FarmSay this April: Groundwork, Summer and Holding Patterns
Writing this on May 4, looking back at April from the other side of the GCPP viva. It is one of those months where the list of things undone feels longer than the list of things done. Turns out, most of it was groundwork in disguise — hard to see when you’re in the middle of it.
Most of April was centred on my GCPP final project. The submission was due on April 20, which gave me just enough room to prepare for the viva in early May. The project, “Building Energy Resilience in India”, has been a rewarding mix of treating AI as a thinking partner and digging deeper into India’s energy resilience questions. Once things settle, I’ll share it here and see what questions it sparks.
Hydroponics on the terrace
On Ayozari, did a round of summer cleaning after five spinach harvests and sowed a fresh round of seeds. Germination has been noticeably sluggish, which I’m blaming on the heat until proven otherwise. The Dutch bucket tomatoes, meanwhile, have decided to overcompensate: the plants are dense enough now to need serious support, and a few baby tomatoes have started to appear.
The second aeroponics tower from Homeponics did not share that enthusiasm. Amaranthus germinated well and made it into the net pots, but a gusty, rain-lashed evening knocked several pots out of their grooves and even caused minor damage to Dutch Bucket irrigation line. The tower is now offline while I wait for the worst of summer to pass and have deeper conversations with Homeponics and Pindfresh about aeroponics management from seedlings through mature plants.
That said, it is hard to learn anything if everything always works.
Bees, trays and other small experiments
Outside of the bigger systems, April’s theme was to do less and watch more. The bees mostly got on without me, apart from one sting as a pointed reminder of their presence; I limited myself to topping up sugar syrup and keeping their setup shaded and stable in the heat. This has been less about “doing things” and more about learning when to simply watch. Microgreens continued as low-stakes practice: a few batches went through, with chia leading the pack, followed by onion and pea, and the rest gently underlining how many repetitions it takes to turn reading into reliable results.

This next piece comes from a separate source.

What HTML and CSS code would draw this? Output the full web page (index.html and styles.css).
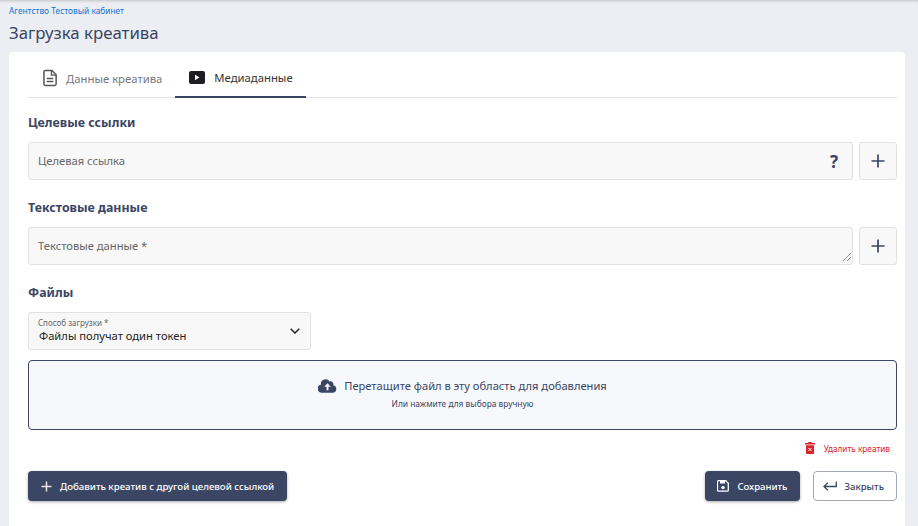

Sheep, goats and mushrooms
On the small ruminants front, conversations to participate in an existing business moved into “advanced but not yet final” territory. There is still a fair bit of due diligence and paperwork ahead, so for now this sits firmly in the background rather than as an announcement. If things go to plan, I should have a more concrete story to tell over the next few months.
After a long wait, there was finally some traction from the Horticulture Department on mushroom cultivation. It is early days, but it feels like the first nudge after a long pause. May’s lookback will have more to share than ‘emails were exchanged’.
Wrapping up
Seeman’s NTK may have drawn a blank this time, but I hope their ideas especially on sustainable agriculture get far more traction. Because the potential for genuine change feels too important to be confined to one election, one leader, or even one state.